= Widget (economics) =

Abstract name for a unit of production

The word widget is a placeholder word for an object or, more specifically, a mechanical or other manufactured device. It is an abstract unit of production.

The Oxford English Dictionary defines it as "An indefinite name for a gadget or mechanical contrivance, esp. a small manufactured item" and dates this use back to 1931. It states that the origin is "perhaps U.S." and for etymology suggests that it may be a variant of gadget.

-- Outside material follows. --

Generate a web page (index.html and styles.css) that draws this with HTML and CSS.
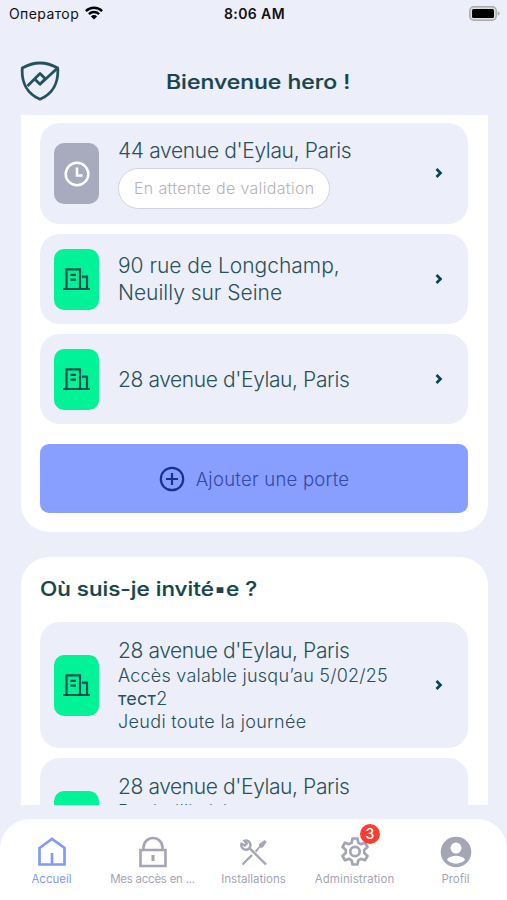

The term also appears earlier in George S. Kaufman and Moss Hart's 1924 play Beggar on Horseback. General Motors Corporation sponsored a short film in 1939, "Round and Round", which features widgets throughout.

==Usage==
When discussing a hypothetical situation, the term is used to represent any type of personal property, with the corresponding term Blackacre used to represent any type of real property. In such use, the widget or Blackacre has whatever characteristics are relevant to the scenario. So, if the object being discussed needs to be a liquid, then the widget is liquid. If it needs to be light, heavy, manufactured, naturally occurring or whatever, the widget has the necessary characteristics.
In technology, the term has a variant, gigawidget, which is used to describe an object that is fictitious. The term is also used for obfuscation, if the object's real technology, composition, or purpose is unknown.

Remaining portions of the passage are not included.